═══ STORED DATA ═══

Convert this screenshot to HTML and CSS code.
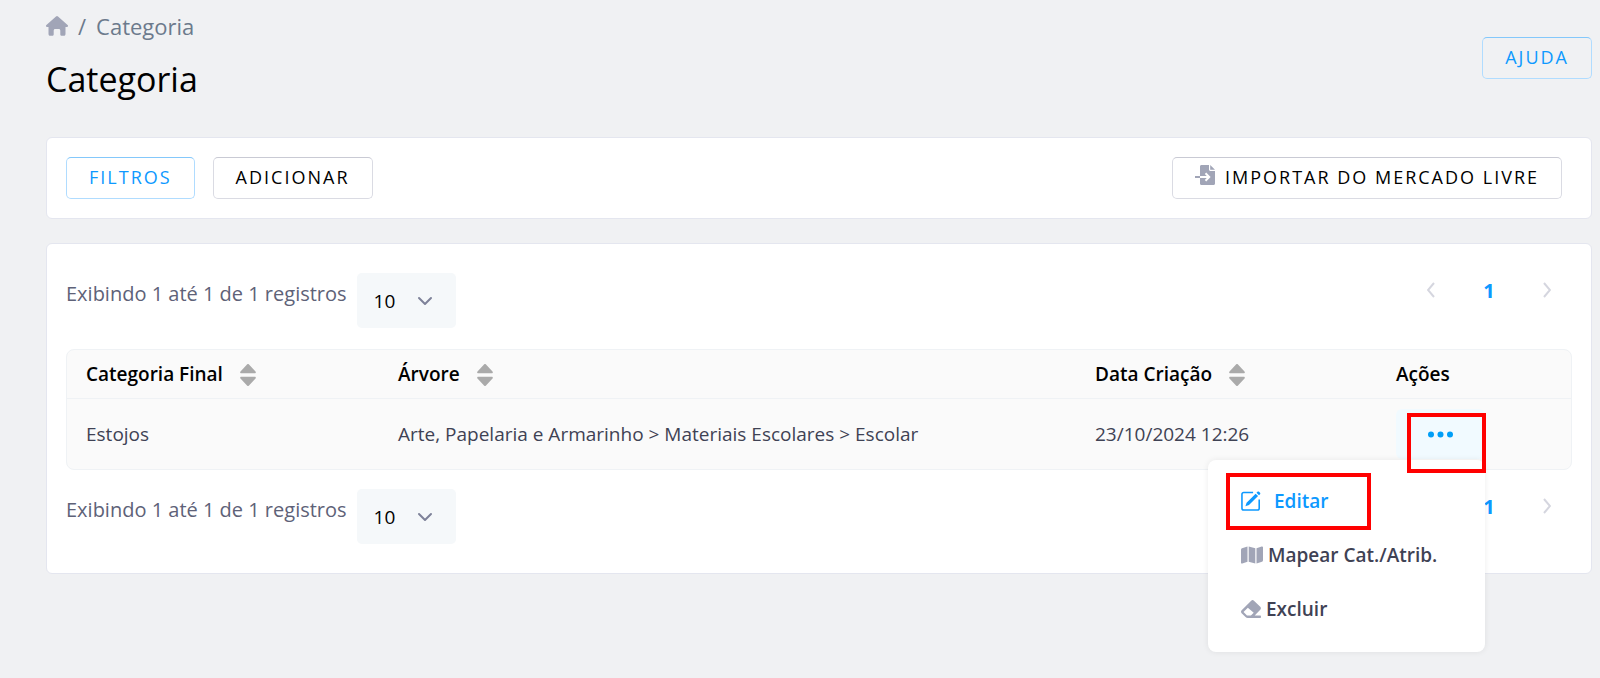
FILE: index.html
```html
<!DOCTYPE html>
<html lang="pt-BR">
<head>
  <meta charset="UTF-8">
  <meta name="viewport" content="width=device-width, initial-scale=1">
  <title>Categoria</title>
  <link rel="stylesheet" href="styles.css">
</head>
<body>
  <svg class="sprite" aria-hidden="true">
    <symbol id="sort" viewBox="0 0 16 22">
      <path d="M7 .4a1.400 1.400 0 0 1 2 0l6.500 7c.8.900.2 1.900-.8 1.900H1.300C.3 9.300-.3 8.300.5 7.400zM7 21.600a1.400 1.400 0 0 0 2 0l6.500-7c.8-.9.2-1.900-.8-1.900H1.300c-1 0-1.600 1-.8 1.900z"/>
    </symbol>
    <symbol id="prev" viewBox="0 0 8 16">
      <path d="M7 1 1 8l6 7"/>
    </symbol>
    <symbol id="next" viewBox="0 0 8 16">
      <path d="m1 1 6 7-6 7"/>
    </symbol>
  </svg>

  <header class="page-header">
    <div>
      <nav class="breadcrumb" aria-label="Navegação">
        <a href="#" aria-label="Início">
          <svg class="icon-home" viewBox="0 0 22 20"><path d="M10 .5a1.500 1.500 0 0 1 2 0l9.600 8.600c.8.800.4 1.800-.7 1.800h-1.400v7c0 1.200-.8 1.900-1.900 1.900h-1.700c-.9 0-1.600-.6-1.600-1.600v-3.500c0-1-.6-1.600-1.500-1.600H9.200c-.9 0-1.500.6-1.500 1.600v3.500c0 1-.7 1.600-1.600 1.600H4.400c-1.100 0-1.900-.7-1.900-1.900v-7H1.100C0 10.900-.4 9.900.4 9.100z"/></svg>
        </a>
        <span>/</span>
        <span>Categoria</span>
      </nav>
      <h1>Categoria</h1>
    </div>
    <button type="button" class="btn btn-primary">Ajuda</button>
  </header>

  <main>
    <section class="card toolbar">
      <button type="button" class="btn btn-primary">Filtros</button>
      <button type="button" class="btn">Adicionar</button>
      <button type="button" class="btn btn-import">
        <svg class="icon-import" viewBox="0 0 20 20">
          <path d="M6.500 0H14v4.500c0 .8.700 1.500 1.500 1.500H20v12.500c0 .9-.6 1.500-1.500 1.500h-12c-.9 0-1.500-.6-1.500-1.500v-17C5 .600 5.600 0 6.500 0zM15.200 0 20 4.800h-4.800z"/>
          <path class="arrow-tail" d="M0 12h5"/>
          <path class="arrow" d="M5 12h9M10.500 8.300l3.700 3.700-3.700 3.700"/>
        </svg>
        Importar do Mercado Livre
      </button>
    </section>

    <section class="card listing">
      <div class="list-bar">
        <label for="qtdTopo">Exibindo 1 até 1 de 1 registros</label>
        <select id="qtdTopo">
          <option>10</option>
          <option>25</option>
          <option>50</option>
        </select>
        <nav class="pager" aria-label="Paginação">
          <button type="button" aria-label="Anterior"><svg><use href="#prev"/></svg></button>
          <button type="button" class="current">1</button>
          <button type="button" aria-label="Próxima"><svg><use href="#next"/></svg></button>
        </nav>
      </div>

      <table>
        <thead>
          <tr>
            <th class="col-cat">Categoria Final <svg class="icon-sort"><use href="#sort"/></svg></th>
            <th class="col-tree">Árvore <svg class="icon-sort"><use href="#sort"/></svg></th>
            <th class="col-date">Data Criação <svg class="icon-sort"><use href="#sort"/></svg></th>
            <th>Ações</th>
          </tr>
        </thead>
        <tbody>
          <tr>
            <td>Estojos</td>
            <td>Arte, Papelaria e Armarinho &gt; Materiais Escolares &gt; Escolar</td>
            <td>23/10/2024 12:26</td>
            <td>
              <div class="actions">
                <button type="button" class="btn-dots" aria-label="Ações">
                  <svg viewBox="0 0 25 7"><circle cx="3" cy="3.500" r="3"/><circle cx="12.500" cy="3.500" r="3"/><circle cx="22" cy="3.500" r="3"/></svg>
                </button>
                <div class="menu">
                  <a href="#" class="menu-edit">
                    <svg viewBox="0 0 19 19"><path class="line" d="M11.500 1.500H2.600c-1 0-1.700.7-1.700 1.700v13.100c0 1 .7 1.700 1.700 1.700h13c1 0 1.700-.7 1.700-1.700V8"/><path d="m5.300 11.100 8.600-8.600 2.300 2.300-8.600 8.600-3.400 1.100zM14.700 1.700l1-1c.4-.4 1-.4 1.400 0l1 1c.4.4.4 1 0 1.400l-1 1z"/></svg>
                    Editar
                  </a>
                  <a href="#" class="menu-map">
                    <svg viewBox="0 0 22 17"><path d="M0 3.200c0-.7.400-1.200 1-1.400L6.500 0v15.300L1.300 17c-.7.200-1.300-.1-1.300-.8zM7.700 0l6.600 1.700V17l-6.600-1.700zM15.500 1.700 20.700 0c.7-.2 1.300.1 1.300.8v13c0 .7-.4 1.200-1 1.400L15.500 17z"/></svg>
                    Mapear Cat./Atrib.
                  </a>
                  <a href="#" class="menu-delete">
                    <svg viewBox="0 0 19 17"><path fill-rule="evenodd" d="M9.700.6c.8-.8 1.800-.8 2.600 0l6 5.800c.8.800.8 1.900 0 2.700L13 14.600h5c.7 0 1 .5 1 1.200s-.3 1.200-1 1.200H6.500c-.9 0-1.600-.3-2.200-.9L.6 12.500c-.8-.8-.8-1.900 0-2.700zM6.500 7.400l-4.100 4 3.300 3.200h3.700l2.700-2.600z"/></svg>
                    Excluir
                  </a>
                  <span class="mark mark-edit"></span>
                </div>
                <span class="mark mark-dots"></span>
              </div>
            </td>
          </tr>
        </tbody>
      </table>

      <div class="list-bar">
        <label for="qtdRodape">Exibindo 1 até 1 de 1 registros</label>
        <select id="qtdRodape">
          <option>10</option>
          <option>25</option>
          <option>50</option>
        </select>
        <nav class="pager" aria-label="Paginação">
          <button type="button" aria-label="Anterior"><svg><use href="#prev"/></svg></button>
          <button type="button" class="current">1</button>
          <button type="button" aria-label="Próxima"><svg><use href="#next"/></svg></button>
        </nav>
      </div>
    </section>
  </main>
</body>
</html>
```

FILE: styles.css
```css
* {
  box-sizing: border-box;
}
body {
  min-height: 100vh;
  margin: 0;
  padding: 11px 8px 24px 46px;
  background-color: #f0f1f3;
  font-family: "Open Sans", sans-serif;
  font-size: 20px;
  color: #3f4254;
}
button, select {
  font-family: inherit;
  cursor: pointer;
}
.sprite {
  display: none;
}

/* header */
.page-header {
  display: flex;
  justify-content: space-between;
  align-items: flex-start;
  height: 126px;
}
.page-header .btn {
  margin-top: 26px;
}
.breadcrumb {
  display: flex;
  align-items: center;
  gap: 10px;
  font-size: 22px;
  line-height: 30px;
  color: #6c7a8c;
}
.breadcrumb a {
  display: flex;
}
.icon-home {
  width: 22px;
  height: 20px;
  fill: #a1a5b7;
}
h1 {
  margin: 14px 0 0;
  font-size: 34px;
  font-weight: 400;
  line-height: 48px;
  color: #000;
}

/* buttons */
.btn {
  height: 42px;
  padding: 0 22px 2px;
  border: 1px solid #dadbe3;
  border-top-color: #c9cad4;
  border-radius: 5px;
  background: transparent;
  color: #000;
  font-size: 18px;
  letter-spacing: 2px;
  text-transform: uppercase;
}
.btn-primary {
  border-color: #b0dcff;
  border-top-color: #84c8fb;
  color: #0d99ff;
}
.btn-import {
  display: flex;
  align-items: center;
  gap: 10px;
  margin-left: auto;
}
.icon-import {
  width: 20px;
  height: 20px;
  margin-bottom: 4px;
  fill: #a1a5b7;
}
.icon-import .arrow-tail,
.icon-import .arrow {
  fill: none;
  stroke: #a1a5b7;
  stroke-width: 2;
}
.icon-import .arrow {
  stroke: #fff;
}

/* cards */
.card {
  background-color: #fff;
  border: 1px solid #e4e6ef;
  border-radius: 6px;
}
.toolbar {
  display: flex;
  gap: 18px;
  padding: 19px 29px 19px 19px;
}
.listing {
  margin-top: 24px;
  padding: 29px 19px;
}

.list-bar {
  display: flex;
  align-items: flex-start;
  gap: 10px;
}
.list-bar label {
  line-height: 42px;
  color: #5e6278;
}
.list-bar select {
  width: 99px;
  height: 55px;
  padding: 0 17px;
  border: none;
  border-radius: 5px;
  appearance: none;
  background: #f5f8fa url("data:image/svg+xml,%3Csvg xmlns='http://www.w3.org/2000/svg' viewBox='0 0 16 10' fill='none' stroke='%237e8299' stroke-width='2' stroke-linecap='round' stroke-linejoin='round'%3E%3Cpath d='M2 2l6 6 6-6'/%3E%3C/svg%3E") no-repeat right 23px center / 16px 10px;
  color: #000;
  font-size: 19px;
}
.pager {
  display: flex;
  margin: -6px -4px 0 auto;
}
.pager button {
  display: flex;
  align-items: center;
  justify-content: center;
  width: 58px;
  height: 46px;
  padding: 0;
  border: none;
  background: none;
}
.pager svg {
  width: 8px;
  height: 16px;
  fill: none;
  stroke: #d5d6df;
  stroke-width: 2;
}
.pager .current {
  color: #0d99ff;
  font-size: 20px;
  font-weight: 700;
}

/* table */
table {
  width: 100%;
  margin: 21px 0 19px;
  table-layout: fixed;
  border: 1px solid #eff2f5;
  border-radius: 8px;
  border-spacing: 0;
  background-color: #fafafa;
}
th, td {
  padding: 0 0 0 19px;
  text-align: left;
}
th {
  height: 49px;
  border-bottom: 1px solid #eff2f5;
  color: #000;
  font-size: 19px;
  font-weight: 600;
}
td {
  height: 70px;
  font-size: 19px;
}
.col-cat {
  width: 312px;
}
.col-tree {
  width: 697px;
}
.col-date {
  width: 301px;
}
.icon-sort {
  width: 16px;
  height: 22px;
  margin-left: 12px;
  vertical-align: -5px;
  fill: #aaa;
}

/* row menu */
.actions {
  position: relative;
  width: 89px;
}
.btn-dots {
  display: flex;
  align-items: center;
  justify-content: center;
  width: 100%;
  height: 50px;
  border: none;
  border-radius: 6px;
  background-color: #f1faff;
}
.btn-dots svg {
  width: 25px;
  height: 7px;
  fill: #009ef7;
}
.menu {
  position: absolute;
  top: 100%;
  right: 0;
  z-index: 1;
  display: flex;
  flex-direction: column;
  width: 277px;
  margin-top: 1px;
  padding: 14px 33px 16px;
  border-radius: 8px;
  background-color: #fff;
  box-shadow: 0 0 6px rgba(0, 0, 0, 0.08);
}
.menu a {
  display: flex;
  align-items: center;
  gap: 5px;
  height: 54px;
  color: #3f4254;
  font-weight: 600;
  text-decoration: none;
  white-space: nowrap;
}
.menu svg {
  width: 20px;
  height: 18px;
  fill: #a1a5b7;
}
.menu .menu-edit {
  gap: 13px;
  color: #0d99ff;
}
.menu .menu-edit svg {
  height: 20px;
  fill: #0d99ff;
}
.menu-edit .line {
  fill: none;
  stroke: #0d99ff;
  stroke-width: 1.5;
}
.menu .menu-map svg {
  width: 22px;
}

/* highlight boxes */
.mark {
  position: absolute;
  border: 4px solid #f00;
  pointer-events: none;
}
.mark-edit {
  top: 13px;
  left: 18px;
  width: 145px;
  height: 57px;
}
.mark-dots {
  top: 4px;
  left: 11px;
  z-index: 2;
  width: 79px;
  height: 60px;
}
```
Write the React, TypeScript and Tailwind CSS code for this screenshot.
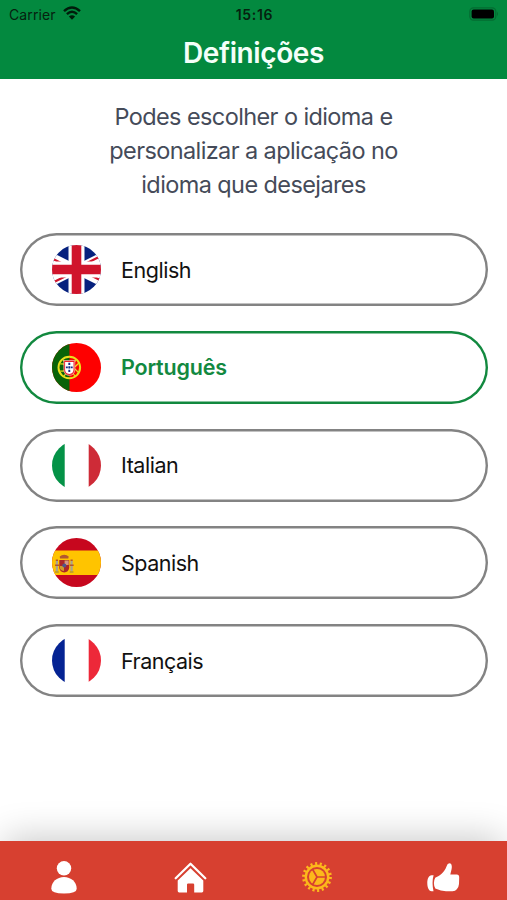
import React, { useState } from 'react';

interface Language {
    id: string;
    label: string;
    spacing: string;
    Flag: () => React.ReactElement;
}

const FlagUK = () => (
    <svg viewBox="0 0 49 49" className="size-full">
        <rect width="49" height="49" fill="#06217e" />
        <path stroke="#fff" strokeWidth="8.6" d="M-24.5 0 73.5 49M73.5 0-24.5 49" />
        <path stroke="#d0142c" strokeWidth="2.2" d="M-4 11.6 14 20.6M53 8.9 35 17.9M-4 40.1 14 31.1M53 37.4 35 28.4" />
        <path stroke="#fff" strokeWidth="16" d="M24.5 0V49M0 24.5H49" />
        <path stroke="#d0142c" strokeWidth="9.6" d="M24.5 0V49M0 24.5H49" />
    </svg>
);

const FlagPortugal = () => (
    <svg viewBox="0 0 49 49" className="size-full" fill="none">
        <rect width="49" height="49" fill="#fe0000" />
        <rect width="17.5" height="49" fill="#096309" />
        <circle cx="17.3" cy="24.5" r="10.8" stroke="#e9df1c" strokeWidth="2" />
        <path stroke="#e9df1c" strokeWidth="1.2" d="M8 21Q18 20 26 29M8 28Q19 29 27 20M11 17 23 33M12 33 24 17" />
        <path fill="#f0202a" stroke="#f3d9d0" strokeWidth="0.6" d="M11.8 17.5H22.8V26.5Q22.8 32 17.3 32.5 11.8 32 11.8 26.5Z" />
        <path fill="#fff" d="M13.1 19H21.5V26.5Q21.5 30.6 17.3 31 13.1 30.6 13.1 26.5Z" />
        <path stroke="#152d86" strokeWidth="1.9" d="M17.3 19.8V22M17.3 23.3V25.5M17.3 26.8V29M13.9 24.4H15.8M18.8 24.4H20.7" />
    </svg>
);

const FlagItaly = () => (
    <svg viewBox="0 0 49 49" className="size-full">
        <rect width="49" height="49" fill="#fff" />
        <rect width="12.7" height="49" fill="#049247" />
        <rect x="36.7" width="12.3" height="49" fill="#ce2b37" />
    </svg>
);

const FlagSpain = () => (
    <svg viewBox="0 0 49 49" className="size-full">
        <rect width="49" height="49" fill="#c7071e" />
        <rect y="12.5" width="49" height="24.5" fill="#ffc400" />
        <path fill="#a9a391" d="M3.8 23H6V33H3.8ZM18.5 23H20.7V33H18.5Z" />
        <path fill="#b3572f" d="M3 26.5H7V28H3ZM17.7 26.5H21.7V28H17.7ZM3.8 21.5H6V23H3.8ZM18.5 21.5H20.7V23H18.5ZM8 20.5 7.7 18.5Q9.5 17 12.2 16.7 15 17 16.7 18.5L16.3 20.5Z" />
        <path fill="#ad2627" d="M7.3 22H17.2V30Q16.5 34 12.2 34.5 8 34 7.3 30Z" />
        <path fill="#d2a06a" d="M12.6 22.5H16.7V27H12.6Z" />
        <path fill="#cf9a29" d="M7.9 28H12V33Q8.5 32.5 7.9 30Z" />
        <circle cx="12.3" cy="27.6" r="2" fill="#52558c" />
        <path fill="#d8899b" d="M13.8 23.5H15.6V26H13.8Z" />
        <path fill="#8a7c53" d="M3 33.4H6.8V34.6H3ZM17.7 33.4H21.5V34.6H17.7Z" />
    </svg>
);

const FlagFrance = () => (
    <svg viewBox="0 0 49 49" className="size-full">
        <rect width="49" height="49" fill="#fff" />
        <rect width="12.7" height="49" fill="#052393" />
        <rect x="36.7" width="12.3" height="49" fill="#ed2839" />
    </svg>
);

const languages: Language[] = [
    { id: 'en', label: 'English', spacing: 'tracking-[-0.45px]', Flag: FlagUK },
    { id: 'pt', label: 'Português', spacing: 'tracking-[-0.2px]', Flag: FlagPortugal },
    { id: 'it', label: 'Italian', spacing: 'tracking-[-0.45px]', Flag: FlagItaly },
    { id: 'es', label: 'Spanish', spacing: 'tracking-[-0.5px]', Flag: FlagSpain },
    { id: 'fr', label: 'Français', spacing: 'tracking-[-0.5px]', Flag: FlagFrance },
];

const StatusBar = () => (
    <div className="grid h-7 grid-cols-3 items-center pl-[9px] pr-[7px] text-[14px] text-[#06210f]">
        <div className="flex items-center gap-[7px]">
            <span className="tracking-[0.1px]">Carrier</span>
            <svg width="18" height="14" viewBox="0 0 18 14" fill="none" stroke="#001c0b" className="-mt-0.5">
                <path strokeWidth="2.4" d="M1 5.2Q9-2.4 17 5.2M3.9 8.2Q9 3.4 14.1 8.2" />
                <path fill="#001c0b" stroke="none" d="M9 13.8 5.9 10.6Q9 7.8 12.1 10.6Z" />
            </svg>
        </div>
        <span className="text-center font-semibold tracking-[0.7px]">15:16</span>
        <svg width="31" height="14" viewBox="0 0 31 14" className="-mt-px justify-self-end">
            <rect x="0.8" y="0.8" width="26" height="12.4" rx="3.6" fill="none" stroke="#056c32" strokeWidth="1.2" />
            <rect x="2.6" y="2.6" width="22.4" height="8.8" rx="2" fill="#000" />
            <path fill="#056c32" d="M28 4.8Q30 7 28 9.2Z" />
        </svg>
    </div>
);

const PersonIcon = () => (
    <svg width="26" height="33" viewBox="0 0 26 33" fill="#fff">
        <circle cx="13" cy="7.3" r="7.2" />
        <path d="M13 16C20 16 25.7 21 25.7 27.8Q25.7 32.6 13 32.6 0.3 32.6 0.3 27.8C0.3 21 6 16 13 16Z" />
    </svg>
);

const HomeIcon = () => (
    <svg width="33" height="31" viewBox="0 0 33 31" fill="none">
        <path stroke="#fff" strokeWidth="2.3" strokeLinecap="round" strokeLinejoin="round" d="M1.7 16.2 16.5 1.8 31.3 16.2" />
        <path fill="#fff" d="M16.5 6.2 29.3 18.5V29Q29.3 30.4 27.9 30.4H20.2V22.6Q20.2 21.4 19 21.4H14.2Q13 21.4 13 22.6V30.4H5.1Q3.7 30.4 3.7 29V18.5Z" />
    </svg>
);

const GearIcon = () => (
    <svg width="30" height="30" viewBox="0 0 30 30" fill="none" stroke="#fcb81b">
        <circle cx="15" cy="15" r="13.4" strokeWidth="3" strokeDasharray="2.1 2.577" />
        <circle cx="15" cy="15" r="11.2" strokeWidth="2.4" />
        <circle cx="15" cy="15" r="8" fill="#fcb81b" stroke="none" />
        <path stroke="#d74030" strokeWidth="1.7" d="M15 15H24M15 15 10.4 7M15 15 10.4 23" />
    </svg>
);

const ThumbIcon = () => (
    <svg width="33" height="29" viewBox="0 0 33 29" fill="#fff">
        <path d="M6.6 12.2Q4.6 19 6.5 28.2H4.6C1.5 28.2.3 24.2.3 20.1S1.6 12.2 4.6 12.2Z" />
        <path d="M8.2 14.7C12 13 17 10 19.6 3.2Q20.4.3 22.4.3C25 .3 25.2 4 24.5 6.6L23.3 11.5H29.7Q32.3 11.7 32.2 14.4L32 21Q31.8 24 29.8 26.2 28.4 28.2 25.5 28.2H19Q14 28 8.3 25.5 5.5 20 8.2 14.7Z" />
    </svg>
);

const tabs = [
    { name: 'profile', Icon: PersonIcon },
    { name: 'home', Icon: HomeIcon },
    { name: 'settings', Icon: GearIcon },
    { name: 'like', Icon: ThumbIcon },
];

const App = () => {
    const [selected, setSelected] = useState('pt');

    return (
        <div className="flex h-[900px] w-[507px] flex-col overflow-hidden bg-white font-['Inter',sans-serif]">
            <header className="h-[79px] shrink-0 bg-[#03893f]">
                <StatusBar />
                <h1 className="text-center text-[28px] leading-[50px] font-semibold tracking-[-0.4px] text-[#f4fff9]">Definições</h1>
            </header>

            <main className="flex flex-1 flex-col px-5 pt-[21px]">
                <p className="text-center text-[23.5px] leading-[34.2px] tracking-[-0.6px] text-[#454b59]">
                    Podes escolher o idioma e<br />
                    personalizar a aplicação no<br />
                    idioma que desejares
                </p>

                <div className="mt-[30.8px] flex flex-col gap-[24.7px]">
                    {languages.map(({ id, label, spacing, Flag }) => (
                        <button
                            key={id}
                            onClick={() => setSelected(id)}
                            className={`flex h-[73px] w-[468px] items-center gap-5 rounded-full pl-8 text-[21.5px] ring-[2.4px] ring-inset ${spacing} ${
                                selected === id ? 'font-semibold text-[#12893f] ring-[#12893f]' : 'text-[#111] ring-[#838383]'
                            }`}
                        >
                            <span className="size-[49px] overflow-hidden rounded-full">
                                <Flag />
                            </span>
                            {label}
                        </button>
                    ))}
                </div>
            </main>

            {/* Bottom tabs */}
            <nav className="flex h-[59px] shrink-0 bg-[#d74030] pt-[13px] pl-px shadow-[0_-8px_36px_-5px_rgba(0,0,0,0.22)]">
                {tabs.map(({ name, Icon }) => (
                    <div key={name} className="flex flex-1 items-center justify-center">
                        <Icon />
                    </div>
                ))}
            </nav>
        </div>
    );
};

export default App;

═══

Of the lines in the material, how many hold the word "React"? Reply with the number only.

3